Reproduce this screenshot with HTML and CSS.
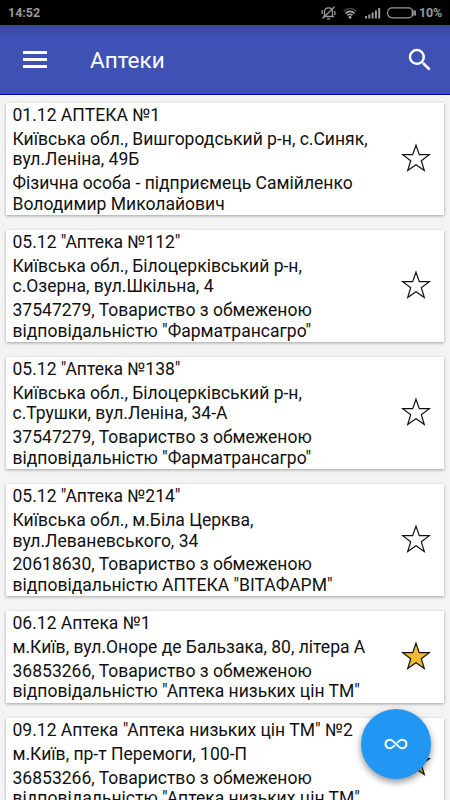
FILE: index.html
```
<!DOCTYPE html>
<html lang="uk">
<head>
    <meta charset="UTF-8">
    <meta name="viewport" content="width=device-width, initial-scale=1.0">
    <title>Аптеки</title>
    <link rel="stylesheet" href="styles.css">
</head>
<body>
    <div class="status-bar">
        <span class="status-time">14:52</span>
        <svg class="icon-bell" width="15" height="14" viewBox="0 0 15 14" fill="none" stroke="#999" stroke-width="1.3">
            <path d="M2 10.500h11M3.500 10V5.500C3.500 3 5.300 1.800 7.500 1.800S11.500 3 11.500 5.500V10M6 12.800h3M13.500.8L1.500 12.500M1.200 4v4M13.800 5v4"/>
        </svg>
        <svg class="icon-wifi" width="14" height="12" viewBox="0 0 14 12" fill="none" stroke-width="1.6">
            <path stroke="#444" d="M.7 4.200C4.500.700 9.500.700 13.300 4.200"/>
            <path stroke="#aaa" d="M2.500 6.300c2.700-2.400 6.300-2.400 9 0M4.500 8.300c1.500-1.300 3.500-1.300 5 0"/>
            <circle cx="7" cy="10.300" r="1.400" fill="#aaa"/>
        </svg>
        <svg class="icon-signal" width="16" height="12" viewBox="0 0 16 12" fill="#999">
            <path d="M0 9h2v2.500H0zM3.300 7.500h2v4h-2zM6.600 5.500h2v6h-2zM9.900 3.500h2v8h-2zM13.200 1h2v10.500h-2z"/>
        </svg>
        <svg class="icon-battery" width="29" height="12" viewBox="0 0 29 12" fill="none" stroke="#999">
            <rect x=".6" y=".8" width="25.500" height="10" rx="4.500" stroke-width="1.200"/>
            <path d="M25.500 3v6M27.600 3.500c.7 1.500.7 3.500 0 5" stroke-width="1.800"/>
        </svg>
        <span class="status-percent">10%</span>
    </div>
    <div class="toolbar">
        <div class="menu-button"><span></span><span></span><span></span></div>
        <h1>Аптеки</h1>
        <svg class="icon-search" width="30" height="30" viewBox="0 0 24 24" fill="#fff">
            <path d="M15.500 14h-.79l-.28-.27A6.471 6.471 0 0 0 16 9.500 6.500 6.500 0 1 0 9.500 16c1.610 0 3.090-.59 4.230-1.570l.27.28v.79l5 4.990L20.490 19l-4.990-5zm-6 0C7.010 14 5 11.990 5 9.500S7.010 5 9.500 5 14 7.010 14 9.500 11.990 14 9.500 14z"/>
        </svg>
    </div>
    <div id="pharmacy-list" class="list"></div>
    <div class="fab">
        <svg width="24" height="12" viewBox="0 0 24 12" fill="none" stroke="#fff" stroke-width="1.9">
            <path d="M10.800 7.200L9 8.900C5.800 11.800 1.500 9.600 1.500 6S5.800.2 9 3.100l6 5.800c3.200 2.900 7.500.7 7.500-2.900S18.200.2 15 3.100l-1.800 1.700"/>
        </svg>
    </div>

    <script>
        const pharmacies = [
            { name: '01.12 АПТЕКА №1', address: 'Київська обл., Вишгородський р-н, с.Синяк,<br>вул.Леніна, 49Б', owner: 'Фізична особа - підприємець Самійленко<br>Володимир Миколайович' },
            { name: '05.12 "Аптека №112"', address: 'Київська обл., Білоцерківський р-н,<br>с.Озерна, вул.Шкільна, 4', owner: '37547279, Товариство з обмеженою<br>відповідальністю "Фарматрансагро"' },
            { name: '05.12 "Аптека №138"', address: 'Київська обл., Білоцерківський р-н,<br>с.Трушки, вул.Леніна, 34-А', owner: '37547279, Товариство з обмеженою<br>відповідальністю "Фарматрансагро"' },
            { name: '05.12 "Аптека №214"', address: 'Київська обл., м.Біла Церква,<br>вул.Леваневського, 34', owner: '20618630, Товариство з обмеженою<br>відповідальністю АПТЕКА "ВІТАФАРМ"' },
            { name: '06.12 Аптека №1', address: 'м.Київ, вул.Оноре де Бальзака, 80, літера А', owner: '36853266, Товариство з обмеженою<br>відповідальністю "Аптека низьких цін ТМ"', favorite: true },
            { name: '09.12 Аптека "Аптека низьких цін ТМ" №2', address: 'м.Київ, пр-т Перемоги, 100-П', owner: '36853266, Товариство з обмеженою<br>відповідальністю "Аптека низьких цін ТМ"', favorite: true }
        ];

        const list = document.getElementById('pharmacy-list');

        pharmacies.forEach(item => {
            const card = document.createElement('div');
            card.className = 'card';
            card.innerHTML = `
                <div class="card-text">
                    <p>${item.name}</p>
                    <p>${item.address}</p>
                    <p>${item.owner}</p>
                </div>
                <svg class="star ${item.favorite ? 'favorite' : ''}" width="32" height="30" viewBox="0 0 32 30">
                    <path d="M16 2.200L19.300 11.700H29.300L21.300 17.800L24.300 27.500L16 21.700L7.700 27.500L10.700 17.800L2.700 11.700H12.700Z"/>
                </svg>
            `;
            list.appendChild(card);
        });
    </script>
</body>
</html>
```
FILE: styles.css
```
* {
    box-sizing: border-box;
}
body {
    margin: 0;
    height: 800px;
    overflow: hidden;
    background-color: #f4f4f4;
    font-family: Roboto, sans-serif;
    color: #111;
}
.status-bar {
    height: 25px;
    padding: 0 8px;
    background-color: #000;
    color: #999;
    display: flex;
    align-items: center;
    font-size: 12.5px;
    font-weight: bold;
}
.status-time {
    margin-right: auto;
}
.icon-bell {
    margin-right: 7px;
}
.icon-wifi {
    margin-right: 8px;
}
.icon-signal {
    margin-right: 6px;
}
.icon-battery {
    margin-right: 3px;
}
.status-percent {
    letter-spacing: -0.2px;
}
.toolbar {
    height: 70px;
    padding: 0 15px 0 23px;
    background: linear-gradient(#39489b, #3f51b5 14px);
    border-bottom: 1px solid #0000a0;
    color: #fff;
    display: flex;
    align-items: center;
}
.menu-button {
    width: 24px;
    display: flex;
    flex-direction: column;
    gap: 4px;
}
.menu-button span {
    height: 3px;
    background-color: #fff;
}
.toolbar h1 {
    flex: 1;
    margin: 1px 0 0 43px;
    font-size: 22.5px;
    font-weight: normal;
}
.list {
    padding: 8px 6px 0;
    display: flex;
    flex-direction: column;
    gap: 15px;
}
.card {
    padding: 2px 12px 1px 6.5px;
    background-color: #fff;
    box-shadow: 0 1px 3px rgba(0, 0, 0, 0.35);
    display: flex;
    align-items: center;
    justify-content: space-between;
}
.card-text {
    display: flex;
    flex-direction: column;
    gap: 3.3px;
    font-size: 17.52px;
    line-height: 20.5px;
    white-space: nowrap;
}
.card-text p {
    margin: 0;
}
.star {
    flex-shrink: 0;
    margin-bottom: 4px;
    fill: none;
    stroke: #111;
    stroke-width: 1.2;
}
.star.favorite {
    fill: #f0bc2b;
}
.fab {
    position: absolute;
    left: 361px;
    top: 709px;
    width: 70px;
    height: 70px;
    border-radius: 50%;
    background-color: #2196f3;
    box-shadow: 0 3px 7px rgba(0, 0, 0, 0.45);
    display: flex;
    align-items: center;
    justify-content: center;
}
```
--
__Challenge__:
Give the material again exactly as it is, but keep the pictures out.

__The completed task__:
Reproduce this screenshot with HTML and CSS.
FILE: index.html
```
<!DOCTYPE html>
<html lang="uk">
<head>
    <meta charset="UTF-8">
    <meta name="viewport" content="width=device-width, initial-scale=1.0">
    <title>Аптеки</title>
    <link rel="stylesheet" href="styles.css">
</head>
<body>
    <div class="status-bar">
        <span class="status-time">14:52</span>
        <svg class="icon-bell" width="15" height="14" viewBox="0 0 15 14" fill="none" stroke="#999" stroke-width="1.3">
            <path d="M2 10.500h11M3.500 10V5.500C3.500 3 5.300 1.800 7.500 1.800S11.500 3 11.500 5.500V10M6 12.800h3M13.500.8L1.500 12.500M1.200 4v4M13.800 5v4"/>
        </svg>
        <svg class="icon-wifi" width="14" height="12" viewBox="0 0 14 12" fill="none" stroke-width="1.6">
            <path stroke="#444" d="M.7 4.200C4.500.700 9.500.700 13.300 4.200"/>
            <path stroke="#aaa" d="M2.500 6.300c2.700-2.400 6.300-2.400 9 0M4.500 8.300c1.500-1.300 3.500-1.300 5 0"/>
            <circle cx="7" cy="10.300" r="1.400" fill="#aaa"/>
        </svg>
        <svg class="icon-signal" width="16" height="12" viewBox="0 0 16 12" fill="#999">
            <path d="M0 9h2v2.500H0zM3.300 7.500h2v4h-2zM6.600 5.500h2v6h-2zM9.900 3.500h2v8h-2zM13.200 1h2v10.500h-2z"/>
        </svg>
        <svg class="icon-battery" width="29" height="12" viewBox="0 0 29 12" fill="none" stroke="#999">
            <rect x=".6" y=".8" width="25.500" height="10" rx="4.500" stroke-width="1.200"/>
            <path d="M25.500 3v6M27.600 3.500c.7 1.500.7 3.500 0 5" stroke-width="1.800"/>
        </svg>
        <span class="status-percent">10%</span>
    </div>
    <div class="toolbar">
        <div class="menu-button"><span></span><span></span><span></span></div>
        <h1>Аптеки</h1>
        <svg class="icon-search" width="30" height="30" viewBox="0 0 24 24" fill="#fff">
            <path d="M15.500 14h-.79l-.28-.27A6.471 6.471 0 0 0 16 9.500 6.500 6.500 0 1 0 9.500 16c1.610 0 3.090-.59 4.230-1.570l.27.28v.79l5 4.990L20.490 19l-4.990-5zm-6 0C7.010 14 5 11.990 5 9.500S7.010 5 9.500 5 14 7.010 14 9.500 11.990 14 9.500 14z"/>
        </svg>
    </div>
    <div id="pharmacy-list" class="list"></div>
    <div class="fab">
        <svg width="24" height="12" viewBox="0 0 24 12" fill="none" stroke="#fff" stroke-width="1.9">
            <path d="M10.800 7.200L9 8.900C5.800 11.800 1.500 9.600 1.500 6S5.800.2 9 3.100l6 5.800c3.200 2.900 7.500.7 7.500-2.900S18.200.2 15 3.100l-1.800 1.700"/>
        </svg>
    </div>

    <script>
        const pharmacies = [
            { name: '01.12 АПТЕКА №1', address: 'Київська обл., Вишгородський р-н, с.Синяк,<br>вул.Леніна, 49Б', owner: 'Фізична особа - підприємець Самійленко<br>Володимир Миколайович' },
            { name: '05.12 "Аптека №112"', address: 'Київська обл., Білоцерківський р-н,<br>с.Озерна, вул.Шкільна, 4', owner: '37547279, Товариство з обмеженою<br>відповідальністю "Фарматрансагро"' },
            { name: '05.12 "Аптека №138"', address: 'Київська обл., Білоцерківський р-н,<br>с.Трушки, вул.Леніна, 34-А', owner: '37547279, Товариство з обмеженою<br>відповідальністю "Фарматрансагро"' },
            { name: '05.12 "Аптека №214"', address: 'Київська обл., м.Біла Церква,<br>вул.Леваневського, 34', owner: '20618630, Товариство з обмеженою<br>відповідальністю АПТЕКА "ВІТАФАРМ"' },
            { name: '06.12 Аптека №1', address: 'м.Київ, вул.Оноре де Бальзака, 80, літера А', owner: '36853266, Товариство з обмеженою<br>відповідальністю "Аптека низьких цін ТМ"', favorite: true },
            { name: '09.12 Аптека "Аптека низьких цін ТМ" №2', address: 'м.Київ, пр-т Перемоги, 100-П', owner: '36853266, Товариство з обмеженою<br>відповідальністю "Аптека низьких цін ТМ"', favorite: true }
        ];

        const list = document.getElementById('pharmacy-list');

        pharmacies.forEach(item => {
            const card = document.createElement('div');
            card.className = 'card';
            card.innerHTML = `
                <div class="card-text">
                    <p>${item.name}</p>
                    <p>${item.address}</p>
                    <p>${item.owner}</p>
                </div>
                <svg class="star ${item.favorite ? 'favorite' : ''}" width="32" height="30" viewBox="0 0 32 30">
                    <path d="M16 2.200L19.300 11.700H29.300L21.300 17.800L24.300 27.500L16 21.700L7.700 27.500L10.700 17.800L2.700 11.700H12.700Z"/>
                </svg>
            `;
            list.appendChild(card);
        });
    </script>
</body>
</html>
```
FILE: styles.css
```
* {
    box-sizing: border-box;
}
body {
    margin: 0;
    height: 800px;
    overflow: hidden;
    background-color: #f4f4f4;
    font-family: Roboto, sans-serif;
    color: #111;
}
.status-bar {
    height: 25px;
    padding: 0 8px;
    background-color: #000;
    color: #999;
    display: flex;
    align-items: center;
    font-size: 12.5px;
    font-weight: bold;
}
.status-time {
    margin-right: auto;
}
.icon-bell {
    margin-right: 7px;
}
.icon-wifi {
    margin-right: 8px;
}
.icon-signal {
    margin-right: 6px;
}
.icon-battery {
    margin-right: 3px;
}
.status-percent {
    letter-spacing: -0.2px;
}
.toolbar {
    height: 70px;
    padding: 0 15px 0 23px;
    background: linear-gradient(#39489b, #3f51b5 14px);
    border-bottom: 1px solid #0000a0;
    color: #fff;
    display: flex;
    align-items: center;
}
.menu-button {
    width: 24px;
    display: flex;
    flex-direction: column;
    gap: 4px;
}
.menu-button span {
    height: 3px;
    background-color: #fff;
}
.toolbar h1 {
    flex: 1;
    margin: 1px 0 0 43px;
    font-size: 22.5px;
    font-weight: normal;
}
.list {
    padding: 8px 6px 0;
    display: flex;
    flex-direction: column;
    gap: 15px;
}
.card {
    padding: 2px 12px 1px 6.5px;
    background-color: #fff;
    box-shadow: 0 1px 3px rgba(0, 0, 0, 0.35);
    display: flex;
    align-items: center;
    justify-content: space-between;
}
.card-text {
    display: flex;
    flex-direction: column;
    gap: 3.3px;
    font-size: 17.52px;
    line-height: 20.5px;
    white-space: nowrap;
}
.card-text p {
    margin: 0;
}
.star {
    flex-shrink: 0;
    margin-bottom: 4px;
    fill: none;
    stroke: #111;
    stroke-width: 1.2;
}
.star.favorite {
    fill: #f0bc2b;
}
.fab {
    position: absolute;
    left: 361px;
    top: 709px;
    width: 70px;
    height: 70px;
    border-radius: 50%;
    background-color: #2196f3;
    box-shadow: 0 3px 7px rgba(0, 0, 0, 0.45);
    display: flex;
    align-items: center;
    justify-content: center;
}
```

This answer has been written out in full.